▸ RECORDED INFORMATION
■ ■ ■ ■ ■ ■ ■

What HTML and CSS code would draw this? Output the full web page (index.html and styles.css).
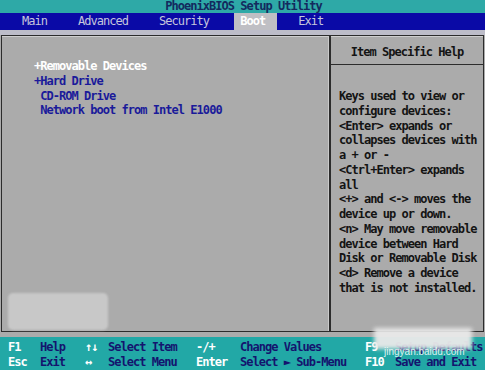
FILE: index.html
```html
<!DOCTYPE html>
<html>
<head>
<meta charset="utf-8">
<link rel="stylesheet" href="styles.css">
</head>
<body>
<div class="screen">
  <div class="title">PhoenixBIOS Setup Utility</div>
  <nav class="menu">
    <span class="tab">Main</span>
    <span class="tab">Advanced</span>
    <span class="tab">Security</span>
    <span class="tab active">Boot</span>
    <span class="tab">Exit</span>
  </nav>
  <div class="body">
    <div class="box">
      <div class="list">
        <div class="item sel">+Removable Devices</div>
        <div class="item">+Hard Drive</div>
        <div class="item"> CD-ROM Drive</div>
        <div class="item"> Network boot from Intel E1000</div>
      </div>
      <div class="help">
        <div class="help-head">Item Specific Help</div>
        <div class="help-text">Keys used to view or
configure devices:
&lt;Enter&gt; expands or
collapses devices with
a + or -
&lt;Ctrl+Enter&gt; expands
all
&lt;+&gt; and &lt;-&gt; moves the
device up or down.
&lt;n&gt; May move removable
device between Hard
Disk or Removable Disk
&lt;d&gt; Remove a device
that is not installed.</div>
      </div>
    </div>
  </div>
  <footer class="keys">
    <span class="k">F1</span><span class="d">Help</span><span class="k">↑↓</span><span class="d">Select Item</span><span class="k">-/+</span><span class="d">Change Values</span><span class="k">F9</span><span class="d">Setup Defaults</span>
    <span class="k">Esc</span><span class="d">Exit</span><span class="k">↔</span><span class="d">Select Menu</span><span class="k">Enter</span><span class="d">Select ► Sub-Menu</span><span class="k">F10</span><span class="d">Save and Exit</span>
  </footer>
  <div class="smudge"></div>
  <div class="wm-box"></div>
  <div class="wm-text">jingyan.baidu.com</div>
</div>
</body>
</html>
```
FILE: styles.css
```css
html, body {
  margin: 0;
  padding: 0;
  background: #ababab;
}
.screen {
  position: relative;
  width: 485px;
  height: 370px;
  overflow: hidden;
  font-family: "DejaVu Sans Mono", "Liberation Mono", monospace;
  font-size: 12px;
  letter-spacing: -0.97px;
  line-height: 14.75px;
  font-weight: bold;
}
.title {
  height: 13px;
  line-height: 13px;
  background: #2ea9a7;
  color: #132a5e;
  text-align: center;
  padding-left: 2px;
}
.menu {
  height: 17px;
  background: #0a0aa6;
  display: flex;
  align-items: center;
  gap: 15px;
  padding-left: 16px;
  box-sizing: border-box;
}
.tab {
  color: #c6c6dc;
  padding: 0 10px 0 6px;
  line-height: 17px;
  font-weight: normal;
}
.tab.active {
  background: #bfbfc4;
  color: #ffffff;
  font-weight: bold;
  padding-right: 12px;
}
.body {
  height: 307px;
  box-sizing: border-box;
  border-top: 5px solid #bdbdc9;
  padding: 0 1px 5px 1px;
  background: #ababab;
}
.box {
  height: 297px;
  box-sizing: border-box;
  border: 1px solid #2c2c2c;
  display: grid;
  grid-template-columns: 1fr 154px;
  box-shadow: inset 0 1px 0 #cfcfcf;
}
.list {
  padding: 23px 0 0 32px;
  border-right: 1px solid #cacaca;
}
.item {
  white-space: pre;
  color: #1a1a9a;
}
.item.sel {
  color: #ffffff;
}
.help {
  border-left: 2px solid #2c2c2c;
  display: flex;
  flex-direction: column;
}
.help-head {
  height: 29px;
  box-sizing: border-box;
  padding-top: 9px;
  text-align: center;
  color: #141414;
  border-bottom: 1px solid #2c2c2c;
}
.help-text {
  white-space: pre;
  color: #141414;
  padding: 24px 0 0 8px;
}
.keys {
  height: 33px;
  box-sizing: border-box;
  background: #22a8a6;
  padding: 3px 0 0 8px;
  display: grid;
  grid-template-columns: 32px 45px 23px 88px 44px 125px 30px 1fr;
  white-space: pre;
}
.k {
  color: #ffffff;
}
.d {
  color: #14146e;
}
.smudge {
  position: absolute;
  left: 8px;
  top: 293px;
  width: 100px;
  height: 37px;
  background: #c8c8c8;
  border-radius: 5px;
  filter: blur(1px);
}
.wm-box {
  position: absolute;
  left: 374px;
  top: 328px;
  width: 98px;
  height: 21px;
  background: rgba(232, 232, 232, 0.96);
  filter: blur(2px);
}
.wm-text {
  position: absolute;
  left: 384px;
  top: 346px;
  font-family: "Liberation Sans", Arial, sans-serif;
  font-weight: normal;
  letter-spacing: 0;
  font-size: 10px;
  line-height: 12px;
  color: rgba(255, 255, 255, 0.85);
}
```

■ ■ ■ ■ ■ ■ ■

▸ AIM
Give every line above again exactly, with no pictures.

▸ RESULT FOR THIS TASK
What HTML and CSS code would draw this? Output the full web page (index.html and styles.css).
FILE: index.html
```html
<!DOCTYPE html>
<html>
<head>
<meta charset="utf-8">
<link rel="stylesheet" href="styles.css">
</head>
<body>
<div class="screen">
  <div class="title">PhoenixBIOS Setup Utility</div>
  <nav class="menu">
    <span class="tab">Main</span>
    <span class="tab">Advanced</span>
    <span class="tab">Security</span>
    <span class="tab active">Boot</span>
    <span class="tab">Exit</span>
  </nav>
  <div class="body">
    <div class="box">
      <div class="list">
        <div class="item sel">+Removable Devices</div>
        <div class="item">+Hard Drive</div>
        <div class="item"> CD-ROM Drive</div>
        <div class="item"> Network boot from Intel E1000</div>
      </div>
      <div class="help">
        <div class="help-head">Item Specific Help</div>
        <div class="help-text">Keys used to view or
configure devices:
&lt;Enter&gt; expands or
collapses devices with
a + or -
&lt;Ctrl+Enter&gt; expands
all
&lt;+&gt; and &lt;-&gt; moves the
device up or down.
&lt;n&gt; May move removable
device between Hard
Disk or Removable Disk
&lt;d&gt; Remove a device
that is not installed.</div>
      </div>
    </div>
  </div>
  <footer class="keys">
    <span class="k">F1</span><span class="d">Help</span><span class="k">↑↓</span><span class="d">Select Item</span><span class="k">-/+</span><span class="d">Change Values</span><span class="k">F9</span><span class="d">Setup Defaults</span>
    <span class="k">Esc</span><span class="d">Exit</span><span class="k">↔</span><span class="d">Select Menu</span><span class="k">Enter</span><span class="d">Select ► Sub-Menu</span><span class="k">F10</span><span class="d">Save and Exit</span>
  </footer>
  <div class="smudge"></div>
  <div class="wm-box"></div>
  <div class="wm-text">jingyan.baidu.com</div>
</div>
</body>
</html>
```
FILE: styles.css
```css
html, body {
  margin: 0;
  padding: 0;
  background: #ababab;
}
.screen {
  position: relative;
  width: 485px;
  height: 370px;
  overflow: hidden;
  font-family: "DejaVu Sans Mono", "Liberation Mono", monospace;
  font-size: 12px;
  letter-spacing: -0.97px;
  line-height: 14.75px;
  font-weight: bold;
}
.title {
  height: 13px;
  line-height: 13px;
  background: #2ea9a7;
  color: #132a5e;
  text-align: center;
  padding-left: 2px;
}
.menu {
  height: 17px;
  background: #0a0aa6;
  display: flex;
  align-items: center;
  gap: 15px;
  padding-left: 16px;
  box-sizing: border-box;
}
.tab {
  color: #c6c6dc;
  padding: 0 10px 0 6px;
  line-height: 17px;
  font-weight: normal;
}
.tab.active {
  background: #bfbfc4;
  color: #ffffff;
  font-weight: bold;
  padding-right: 12px;
}
.body {
  height: 307px;
  box-sizing: border-box;
  border-top: 5px solid #bdbdc9;
  padding: 0 1px 5px 1px;
  background: #ababab;
}
.box {
  height: 297px;
  box-sizing: border-box;
  border: 1px solid #2c2c2c;
  display: grid;
  grid-template-columns: 1fr 154px;
  box-shadow: inset 0 1px 0 #cfcfcf;
}
.list {
  padding: 23px 0 0 32px;
  border-right: 1px solid #cacaca;
}
.item {
  white-space: pre;
  color: #1a1a9a;
}
.item.sel {
  color: #ffffff;
}
.help {
  border-left: 2px solid #2c2c2c;
  display: flex;
  flex-direction: column;
}
.help-head {
  height: 29px;
  box-sizing: border-box;
  padding-top: 9px;
  text-align: center;
  color: #141414;
  border-bottom: 1px solid #2c2c2c;
}
.help-text {
  white-space: pre;
  color: #141414;
  padding: 24px 0 0 8px;
}
.keys {
  height: 33px;
  box-sizing: border-box;
  background: #22a8a6;
  padding: 3px 0 0 8px;
  display: grid;
  grid-template-columns: 32px 45px 23px 88px 44px 125px 30px 1fr;
  white-space: pre;
}
.k {
  color: #ffffff;
}
.d {
  color: #14146e;
}
.smudge {
  position: absolute;
  left: 8px;
  top: 293px;
  width: 100px;
  height: 37px;
  background: #c8c8c8;
  border-radius: 5px;
  filter: blur(1px);
}
.wm-box {
  position: absolute;
  left: 374px;
  top: 328px;
  width: 98px;
  height: 21px;
  background: rgba(232, 232, 232, 0.96);
  filter: blur(2px);
}
.wm-text {
  position: absolute;
  left: 384px;
  top: 346px;
  font-family: "Liberation Sans", Arial, sans-serif;
  font-weight: normal;
  letter-spacing: 0;
  font-size: 10px;
  line-height: 12px;
  color: rgba(255, 255, 255, 0.85);
}
```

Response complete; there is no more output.